The new century has brought two fundamental advances in astrophysics that are the discoveries of the accelerated expansion of the Universe with type Ia supernovae, as well as of the flatness of the Universe with the analysis of the angular fluctuations of the cosmic microwave background. These two discoveries, together with old results on the internal kinematics of structures and new results on the statistics of the large-scale distribution and kinematics of galaxies and weak gravitational lensing effects on galaxy shapes have enabled cosmologists to converge towards a concordance model, called ΛCDM, which describes with surprising success the large-scale properties of the Universe. However, the ΛCDM Universe is mainly built upon two entities of which we do not know the physical nature: dark matter and dark energy. Moreover, there seems to be significant discrepancies with several smaller-scale observations: in particular, in comparison to observational data, structures arising in very large N-body simulations of the ΛCDM Universe appear to be too cuspy in their centres and contain too many sub-structures. These difficulties have generated a lot of interest in theories that modify the behaviour of gravity on large scales, e.g. MOND is able to explain with remarkable success the majority of observational constraints on mass profiles, without recourse to any dark matter.

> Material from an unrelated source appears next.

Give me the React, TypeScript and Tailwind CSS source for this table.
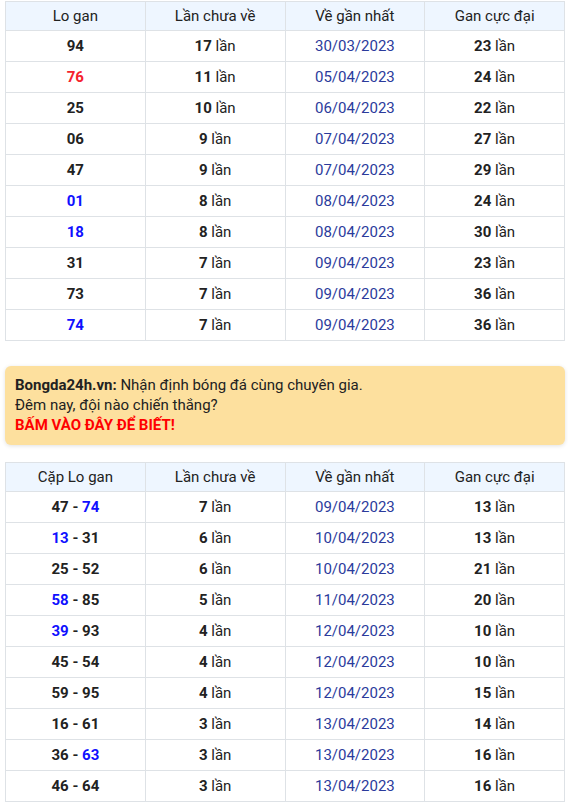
import React from "react";

type Part = { t: string; c?: "red" | "blue" };
type Row = { lo: Part[]; lan: string; date: string; max: string };

const table1: Row[] = [
  { lo: [{ t: "94" }], lan: "17", date: "30/03/2023", max: "23" },
  { lo: [{ t: "76", c: "red" }], lan: "11", date: "05/04/2023", max: "24" },
  { lo: [{ t: "25" }], lan: "10", date: "06/04/2023", max: "22" },
  { lo: [{ t: "06" }], lan: "9", date: "07/04/2023", max: "27" },
  { lo: [{ t: "47" }], lan: "9", date: "07/04/2023", max: "29" },
  { lo: [{ t: "01", c: "blue" }], lan: "8", date: "08/04/2023", max: "24" },
  { lo: [{ t: "18", c: "blue" }], lan: "8", date: "08/04/2023", max: "30" },
  { lo: [{ t: "31" }], lan: "7", date: "09/04/2023", max: "23" },
  { lo: [{ t: "73" }], lan: "7", date: "09/04/2023", max: "36" },
  { lo: [{ t: "74", c: "blue" }], lan: "7", date: "09/04/2023", max: "36" },
];

const table2: Row[] = [
  { lo: [{ t: "47 - " }, { t: "74", c: "blue" }], lan: "7", date: "09/04/2023", max: "13" },
  { lo: [{ t: "13", c: "blue" }, { t: " - 31" }], lan: "6", date: "10/04/2023", max: "13" },
  { lo: [{ t: "25 - 52" }], lan: "6", date: "10/04/2023", max: "21" },
  { lo: [{ t: "58", c: "blue" }, { t: " - 85" }], lan: "5", date: "11/04/2023", max: "20" },
  { lo: [{ t: "39", c: "blue" }, { t: " - 93" }], lan: "4", date: "12/04/2023", max: "10" },
  { lo: [{ t: "45 - 54" }], lan: "4", date: "12/04/2023", max: "10" },
  { lo: [{ t: "59 - 95" }], lan: "4", date: "12/04/2023", max: "15" },
  { lo: [{ t: "16 - 61" }], lan: "3", date: "13/04/2023", max: "14" },
  { lo: [{ t: "36 - " }, { t: "63", c: "blue" }], lan: "3", date: "13/04/2023", max: "16" },
  { lo: [{ t: "46 - 64" }], lan: "3", date: "13/04/2023", max: "16" },
];

const GanTable = ({ first, rows }: { first: string; rows: Row[] }) => (
  <table className="w-[560px] border-collapse table-fixed text-[15px] text-[#222]">
    <thead>
      <tr className="bg-[#eef6ff]">
        {[first, "Lần chưa về", "Về gần nhất", "Gan cực đại"].map((h) => (
          <th key={h} className="h-[29px] border border-[#dee2e6] font-normal text-center p-0">
            {h}
          </th>
        ))}
      </tr>
    </thead>
    <tbody>
      {rows.map((r, i) => (
        <tr key={i}>
          <td className="h-[31px] border border-[#dee2e6] text-center font-bold p-0">
            {r.lo.map((p, j) => (
              <span
                key={j}
                className={p.c === "red" ? "text-[#f5222d]" : p.c === "blue" ? "text-[#1010ff]" : ""}
              >
                {p.t}
              </span>
            ))}
          </td>
          <td className="h-[31px] border border-[#dee2e6] text-center p-0">
            <b>{r.lan}</b> lần
          </td>
          <td className="h-[31px] border border-[#dee2e6] text-center p-0 text-[#2b3b9c]">{r.date}</td>
          <td className="h-[31px] border border-[#dee2e6] text-center p-0">
            <b>{r.max}</b> lần
          </td>
        </tr>
      ))}
    </tbody>
  </table>
);

export default function App() {
  return (
    <div className="w-[568px] bg-white pt-[1px] pl-[5px] font-['Roboto',sans-serif]">
      <GanTable first="Lo gan" rows={table1} />

      <div className="mt-[25px] w-[560px] h-[79px] rounded-md bg-[#fde09e] shadow-[0_1px_4px_rgba(0,0,0,0.12)] px-[10px] pt-[9px] text-[15px] leading-[20px] text-[#222]">
        <p>
          <b>Bongda24h.vn:</b> Nhận định bóng đá cùng chuyên gia.
        </p>
        <p>Đêm nay, đội nào chiến thắng?</p>
        <p className="font-bold text-[#ff0000]">BẤM VÀO ĐÂY ĐỂ BIẾT!</p>
      </div>

      <div className="mt-[17px]">
        <GanTable first="Cặp Lo gan" rows={table2} />
      </div>
    </div>
  );
}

Is it then time to reconsider ΛCDM because of discrepancies with observations on small scales? Several of these discrepancies are lifted in very recent modellings of mass profiles and shapes of cosmological structures using various techniques, such as the internal kinematics of structures assumed to be in dynamical equilibrium, a similar hydrostatic analysis of X-ray emitting hot gas, as well as the modelling of gravitational lenses. Moreover, several recent cosmological N-body simulations converge towards structures that may be less cuspy in their centres and contain less sub-structure. Conversely, alternative theories of gravitation manage to reproduce increasingly well the observational constraints, and there has been recent progress on building a theoretical foundation for MOND. Morever, there is a growing interest, in the theoretical physics community, for theories where gravity is modified at large distance, with the aim at addressing the dark matter and dark energy puzzles.

We propose a synthesis of ongoing research on the distribution of matter in galaxies and clusters of galaxies. Many questions need answers: Have the cosmological simulations converged or must one increase much more the number of simulated particles? Is there agreement on the mass profiles obtained through different modelling techniques and with the predictions of ΛCDM simulations? Is mass distribution in quasi-spherical manner or is it highly flattened? What fraction of mass is in diffuse form, in between structures? What are the effects of including gas physics on the mass profiles? Can alternative theories explain the full set of observational data and how robust are their theoretical general relativistic foundations? What new key observations need to be realized to constrain much better these alternative theories?

In this context where ideas are rapidly evolving, it seems most useful to bring together simulators, observation modellers and gravitational theorists, with the aim of mixing these three communities to converge in our understanding of the mass distribution in cosmic structures. Our objective is to know whether the concordance ΛCDM model remains realistic or whether the laws of gravity need to be modified to account for the existence of dark matter (and possibly explain at the same time the need for a cosmological constant).